Exercise requirements:
Return every line of the data below that includes the string "components".

Data section:
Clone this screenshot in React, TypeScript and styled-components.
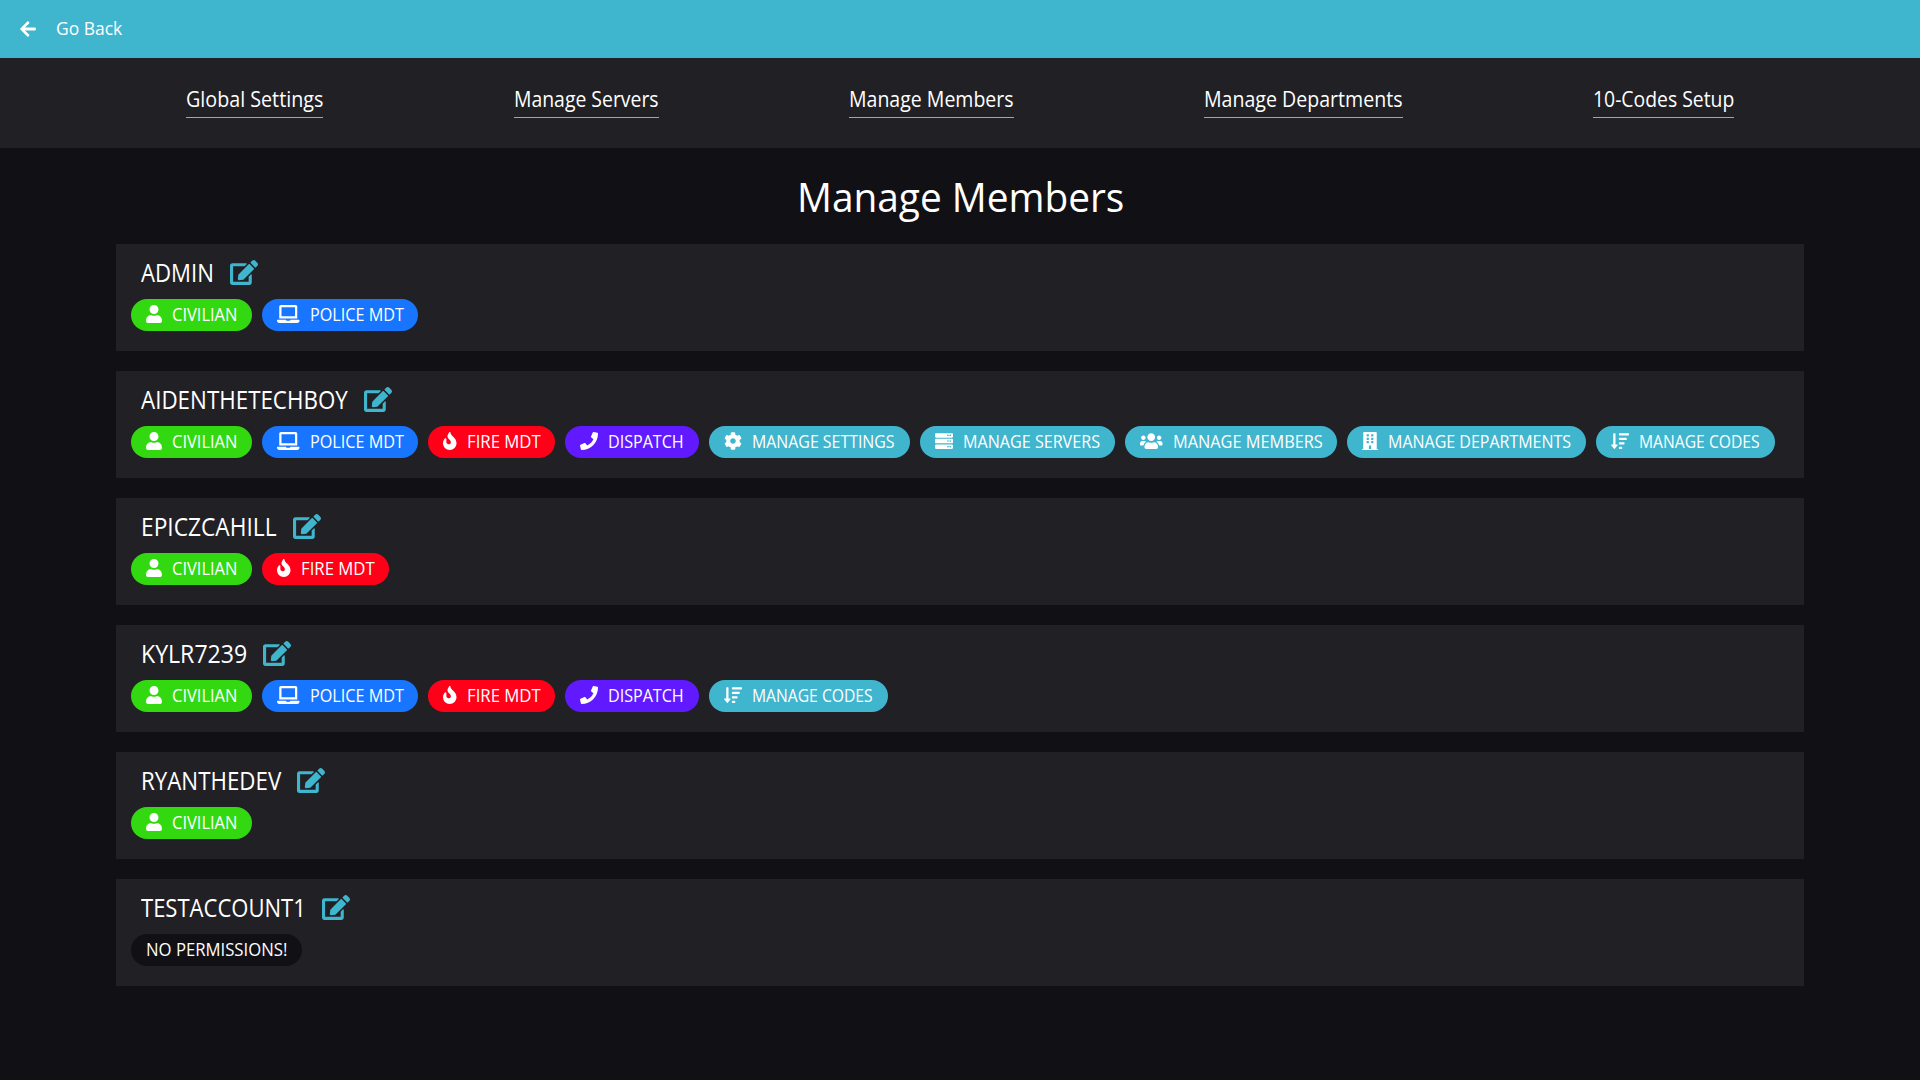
import React, { useLayoutEffect, useRef, useState } from 'react';
import styled, { createGlobalStyle } from 'styled-components';
import type { IconType } from 'react-icons';
import {
  FaArrowLeft, FaUser, FaLaptop, FaFire, FaPhone, FaCog, FaServer,
  FaUsers, FaBuilding, FaSortAmountDown, FaEdit,
} from 'react-icons/fa';

const GlobalStyle = createGlobalStyle`
  * { box-sizing: border-box; }
  body {
    margin: 0;
    min-height: 100vh;
    background: #111015;
    color: #fff;
    font-family: "Open Sans", "Noto Sans", sans-serif;
    font-weight: 500;
  }
`;

const Box = styled.span<{ $w: number }>`
  display: inline-block;
  flex: none;
  width: ${p => p.$w}px;
  white-space: nowrap;
`;

const Inner = styled.span`
  display: inline-block;
  transform-origin: 0 50%;
`;

/** A label condensed or widened to take exactly the given width. */
function Fit({ w, children }: { w: number; children: string }) {
  const ref = useRef<HTMLSpanElement>(null);
  const [scale, setScale] = useState(1);
  useLayoutEffect(() => {
    if (ref.current) setScale(w / ref.current.offsetWidth);
  }, [w, children]);
  return (
    <Box $w={w}>
      <Inner ref={ref} style={{ transform: `scaleX(${scale})` }}>{children}</Inner>
    </Box>
  );
}

const TopBar = styled.header`
  display: flex;
  align-items: center;
  gap: 19px;
  height: 58px;
  padding-left: 19px;
  background: #3fb5ce;
  font-size: 18px;
  line-height: 24px;
  svg { display: block; width: 18px; height: 18px; }
  ${Box} { padding-bottom: 2px; }
`;

const Nav = styled.nav`
  display: flex;
  justify-content: space-between;
  align-items: flex-start;
  height: 90px;
  padding: 26px 186px 0;
  background: #212025;
`;

const NavLink = styled.a`
  display: block;
  height: 34px;
  border-bottom: 1px solid #a5a5a8;
  font-size: 21px;
  line-height: 31px;
`;

const Title = styled.h1`
  margin: 0;
  height: 96px;
  padding-top: 19px;
  text-align: center;
  font-size: 40px;
  font-weight: 450;
  line-height: 60px;
`;

const List = styled.main`
  display: flex;
  flex-direction: column;
  gap: 20px;
  padding: 0 116px;
`;

const Card = styled.section`
  height: 107px;
  padding: 12px 15px 0;
  background: #212025;
`;

const NameRow = styled.div`
  display: flex;
  align-items: center;
  gap: 16px;
  height: 32px;
  padding-left: 10px;
  font-size: 25.5px;
  font-weight: 450;
  line-height: 32px;
  svg { display: block; width: 28px; height: 25px; color: #3fb5ce; }
`;

const Badges = styled.div`
  display: flex;
  gap: 10px;
  margin-top: 11px;
`;

const Badge = styled.div<{ $bg: string }>`
  display: flex;
  align-items: flex-start;
  gap: 10px;
  height: 32px;
  padding: 0 15px;
  border-radius: 16px;
  background: ${p => p.$bg};
  font-size: 18px;
  line-height: 30px;
`;

const Glyph = styled.span<{ $w: number }>`
  flex: none;
  width: ${p => p.$w}px;
  padding-top: 6px;
  svg { display: block; width: 100%; height: 18px; }
`;

type Perm = { label: string; w: number; bg: string; icon?: IconType; iw: number };

const teal = '#3fb5ce';
const perms: Record<string, Perm> = {
  civ: { label: 'CIVILIAN', w: 65, bg: '#33d910', icon: FaUser, iw: 16 },
  police: { label: 'POLICE MDT', w: 93.5, bg: '#1775ff', icon: FaLaptop, iw: 22.5 },
  fire: { label: 'FIRE MDT', w: 73.5, bg: '#ff0018', icon: FaFire, iw: 13.5 },
  dispatch: { label: 'DISPATCH', w: 76, bg: '#611aff', icon: FaPhone, iw: 18 },
  settings: { label: 'MANAGE SETTINGS', w: 143, bg: teal, icon: FaCog, iw: 18 },
  servers: { label: 'MANAGE SERVERS', w: 137, bg: teal, icon: FaServer, iw: 18 },
  members: { label: 'MANAGE MEMBERS', w: 149.5, bg: teal, icon: FaUsers, iw: 22.5 },
  departments: { label: 'MANAGE DEPARTMENTS', w: 183, bg: teal, icon: FaBuilding, iw: 16 },
  codes: { label: 'MANAGE CODES', w: 121, bg: teal, icon: FaSortAmountDown, iw: 18 },
  none: { label: 'NO PERMISSIONS!', w: 141, bg: '#111015', iw: 0 },
};

const links: [string, number][] = [
  ['Global Settings', 137], ['Manage Servers', 145], ['Manage Members', 164.5],
  ['Manage Departments', 198.5], ['10-Codes Setup', 141],
];

const members: { name: string; w: number; perms: string[] }[] = [
  { name: 'ADMIN', w: 73, perms: ['civ', 'police'] },
  {
    name: 'AIDENTHETECHBOY', w: 207,
    perms: ['civ', 'police', 'fire', 'dispatch', 'settings', 'servers', 'members', 'departments', 'codes'],
  },
  { name: 'EPICZCAHILL', w: 135.5, perms: ['civ', 'fire'] },
  { name: 'KYLR7239', w: 106, perms: ['civ', 'police', 'fire', 'dispatch', 'codes'] },
  { name: 'RYANTHEDEV', w: 140, perms: ['civ'] },
  { name: 'TESTACCOUNT1', w: 165, perms: ['none'] },
];

export default function App() {
  return (
    <>
      <GlobalStyle />
      <TopBar><FaArrowLeft /><Fit w={66}>Go Back</Fit></TopBar>
      <Nav>
        {links.map(([label, w]) => (
          <NavLink key={label}><Fit w={w}>{label}</Fit></NavLink>
        ))}
      </Nav>
      <Title><Fit w={327}>Manage Members</Fit></Title>
      <List>
        {members.map(m => (
          <Card key={m.name}>
            <NameRow><Fit w={m.w}>{m.name}</Fit><FaEdit /></NameRow>
            <Badges>
              {m.perms.map(id => {
                const { label, w, bg, icon: Icon, iw } = perms[id];
                return (
                  <Badge key={id} $bg={bg}>
                    {Icon && <Glyph $w={iw}><Icon /></Glyph>}
                    <Fit w={w}>{label}</Fit>
                  </Badge>
                );
              })}
            </Badges>
          </Card>
        ))}
      </List>
    </>
  );
}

Exercise result:
Clone this screenshot in React, TypeScript and styled-components.
import styled, { createGlobalStyle } from 'styled-components';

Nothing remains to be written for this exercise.